Sidikou Soumana estime qu’en « organisant conjointement le présent atelier, l’UFL et la Ligue des Ulémas  sont guidées  par le souci de restaurer  la paix et la stabilité dans une région marquée par la persistance et l’extension de la menace de l’extrémisme violent et du terrorisme.

Et  M. Sidikou de poursuivre : « marginaliser, discréditer les discours extrémistes, harmoniser les concepts usuels et promouvoir les valeurs de la paix, la tolérance, la cohésion sociale, l’acceptation d’autrui, le dialogue interculturel et interreligieux et la réconciliation, c’est contribuer à la fois à la réduction de la mobilité des forces du mal, de leur propagande,  de leur moyen de radicalisation et de recrutement, somme toute nécessaire  à l’affaiblissement de leurs capacités de nuisance ».

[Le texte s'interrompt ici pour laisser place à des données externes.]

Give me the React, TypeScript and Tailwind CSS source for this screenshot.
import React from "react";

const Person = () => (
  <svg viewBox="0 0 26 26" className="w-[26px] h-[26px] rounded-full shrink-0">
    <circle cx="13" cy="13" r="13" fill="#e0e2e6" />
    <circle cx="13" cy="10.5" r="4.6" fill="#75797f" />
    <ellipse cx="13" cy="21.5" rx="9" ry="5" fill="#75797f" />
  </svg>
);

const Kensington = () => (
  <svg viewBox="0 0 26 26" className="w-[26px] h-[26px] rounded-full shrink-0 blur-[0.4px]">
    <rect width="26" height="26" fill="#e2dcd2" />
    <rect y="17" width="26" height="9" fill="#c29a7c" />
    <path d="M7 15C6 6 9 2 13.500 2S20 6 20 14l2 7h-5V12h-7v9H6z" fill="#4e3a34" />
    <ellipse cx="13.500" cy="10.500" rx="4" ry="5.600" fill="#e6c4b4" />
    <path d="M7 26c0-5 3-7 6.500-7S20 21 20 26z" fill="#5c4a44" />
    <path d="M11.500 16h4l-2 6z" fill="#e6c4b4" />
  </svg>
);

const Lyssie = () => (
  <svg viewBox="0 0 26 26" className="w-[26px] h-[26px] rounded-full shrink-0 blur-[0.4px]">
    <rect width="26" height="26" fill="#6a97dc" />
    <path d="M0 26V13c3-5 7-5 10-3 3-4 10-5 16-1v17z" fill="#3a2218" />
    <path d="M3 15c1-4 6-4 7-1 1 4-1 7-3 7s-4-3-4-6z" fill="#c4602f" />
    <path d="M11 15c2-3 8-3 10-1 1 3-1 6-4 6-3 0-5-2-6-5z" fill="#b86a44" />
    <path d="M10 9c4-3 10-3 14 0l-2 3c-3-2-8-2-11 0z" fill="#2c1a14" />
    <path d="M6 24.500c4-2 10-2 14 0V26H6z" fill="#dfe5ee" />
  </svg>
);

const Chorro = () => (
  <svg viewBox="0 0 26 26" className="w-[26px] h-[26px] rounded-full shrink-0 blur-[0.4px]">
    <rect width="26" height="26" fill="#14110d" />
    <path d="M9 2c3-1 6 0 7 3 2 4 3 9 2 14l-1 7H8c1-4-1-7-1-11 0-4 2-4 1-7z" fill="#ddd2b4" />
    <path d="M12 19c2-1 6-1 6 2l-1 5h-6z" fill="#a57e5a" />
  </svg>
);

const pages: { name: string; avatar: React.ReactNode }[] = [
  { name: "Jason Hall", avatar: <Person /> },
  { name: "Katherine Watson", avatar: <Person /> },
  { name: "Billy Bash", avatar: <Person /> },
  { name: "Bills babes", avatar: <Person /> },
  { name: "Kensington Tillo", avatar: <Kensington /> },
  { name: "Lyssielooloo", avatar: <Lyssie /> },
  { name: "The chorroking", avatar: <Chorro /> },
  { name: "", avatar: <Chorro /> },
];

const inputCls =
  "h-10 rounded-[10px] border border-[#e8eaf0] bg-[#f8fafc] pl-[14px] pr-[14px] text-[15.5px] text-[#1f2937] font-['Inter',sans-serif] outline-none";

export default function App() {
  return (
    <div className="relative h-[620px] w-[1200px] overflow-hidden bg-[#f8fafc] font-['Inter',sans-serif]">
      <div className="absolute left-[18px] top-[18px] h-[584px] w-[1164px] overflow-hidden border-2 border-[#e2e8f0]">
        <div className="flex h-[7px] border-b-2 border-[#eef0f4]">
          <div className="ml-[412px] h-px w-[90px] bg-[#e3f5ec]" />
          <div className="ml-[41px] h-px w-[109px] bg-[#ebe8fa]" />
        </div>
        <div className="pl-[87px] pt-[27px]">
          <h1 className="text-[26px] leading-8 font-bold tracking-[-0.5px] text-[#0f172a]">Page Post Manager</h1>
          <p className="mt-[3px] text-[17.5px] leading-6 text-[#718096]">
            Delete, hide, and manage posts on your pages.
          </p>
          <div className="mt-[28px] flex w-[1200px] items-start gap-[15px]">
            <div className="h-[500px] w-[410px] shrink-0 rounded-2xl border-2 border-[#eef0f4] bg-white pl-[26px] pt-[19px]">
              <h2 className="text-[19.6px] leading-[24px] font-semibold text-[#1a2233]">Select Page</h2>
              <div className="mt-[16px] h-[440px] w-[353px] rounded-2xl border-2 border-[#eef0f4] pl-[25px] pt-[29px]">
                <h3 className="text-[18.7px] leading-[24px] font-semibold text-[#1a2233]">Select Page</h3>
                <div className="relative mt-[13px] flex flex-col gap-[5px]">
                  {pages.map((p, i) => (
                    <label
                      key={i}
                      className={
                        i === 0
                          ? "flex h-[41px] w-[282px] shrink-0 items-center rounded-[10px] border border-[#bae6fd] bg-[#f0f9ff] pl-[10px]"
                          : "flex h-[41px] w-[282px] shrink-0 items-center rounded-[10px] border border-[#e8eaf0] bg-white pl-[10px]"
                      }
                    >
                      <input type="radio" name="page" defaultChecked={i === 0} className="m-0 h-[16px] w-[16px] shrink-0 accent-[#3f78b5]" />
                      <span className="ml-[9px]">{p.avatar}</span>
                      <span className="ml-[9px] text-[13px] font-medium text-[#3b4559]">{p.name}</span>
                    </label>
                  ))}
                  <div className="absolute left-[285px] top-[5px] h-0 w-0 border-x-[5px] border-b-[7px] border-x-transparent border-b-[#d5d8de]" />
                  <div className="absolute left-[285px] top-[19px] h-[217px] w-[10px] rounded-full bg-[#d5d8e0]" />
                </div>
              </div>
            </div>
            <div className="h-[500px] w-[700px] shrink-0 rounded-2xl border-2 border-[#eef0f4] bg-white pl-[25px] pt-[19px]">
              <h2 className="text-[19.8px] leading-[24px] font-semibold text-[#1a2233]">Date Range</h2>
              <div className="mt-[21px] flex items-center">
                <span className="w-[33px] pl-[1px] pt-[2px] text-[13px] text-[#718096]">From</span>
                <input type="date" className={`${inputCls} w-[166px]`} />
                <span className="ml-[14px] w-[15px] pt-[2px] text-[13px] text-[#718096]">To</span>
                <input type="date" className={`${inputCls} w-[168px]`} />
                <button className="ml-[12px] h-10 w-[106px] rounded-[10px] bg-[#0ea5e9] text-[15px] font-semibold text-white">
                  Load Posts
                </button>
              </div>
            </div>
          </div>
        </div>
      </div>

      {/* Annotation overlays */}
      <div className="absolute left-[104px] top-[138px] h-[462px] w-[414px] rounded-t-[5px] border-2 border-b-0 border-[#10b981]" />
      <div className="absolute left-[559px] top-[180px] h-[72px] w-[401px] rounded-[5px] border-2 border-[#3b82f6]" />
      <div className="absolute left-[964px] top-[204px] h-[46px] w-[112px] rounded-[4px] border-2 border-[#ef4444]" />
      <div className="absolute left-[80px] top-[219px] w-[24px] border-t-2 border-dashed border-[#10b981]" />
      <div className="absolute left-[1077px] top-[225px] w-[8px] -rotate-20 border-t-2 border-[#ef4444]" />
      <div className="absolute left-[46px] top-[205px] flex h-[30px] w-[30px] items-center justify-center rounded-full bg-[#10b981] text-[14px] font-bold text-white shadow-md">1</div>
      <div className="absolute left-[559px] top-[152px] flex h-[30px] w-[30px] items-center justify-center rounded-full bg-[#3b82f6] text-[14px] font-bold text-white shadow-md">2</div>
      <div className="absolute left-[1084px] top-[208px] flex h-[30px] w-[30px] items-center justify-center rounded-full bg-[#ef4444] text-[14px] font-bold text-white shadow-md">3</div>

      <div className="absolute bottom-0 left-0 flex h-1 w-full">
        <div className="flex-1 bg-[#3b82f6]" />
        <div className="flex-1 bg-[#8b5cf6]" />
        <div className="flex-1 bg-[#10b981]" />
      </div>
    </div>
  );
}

Cependant, a-t-il nuancé, ces objectifs ne peuvent être atteints que par la promotion d’une coopération régionale et internationale plus étroite et mieux coordonnée  dans le domaine de la sécurité, de la culture des valeurs communes, des principes  de l’islam et de partages des bonnes pratiques  et un recours à une politique plurisectorielle de déradicalisation et de prévention, impliquant toute une gamme d’acteurs plus vaste que les organismes de sécurité dont les institutions publiques, la société civile et surtout les citoyens.

 Il s’agira en effet, selon lui, d’investir davantage dans la prévention que dans la répression, dans la culture de la tolérance et du dialogue que dans celle de la militarisation et de l’action armée, dans la primauté de la justice sociale et économique et de l’Etat de droit que dans la division et la confrontation.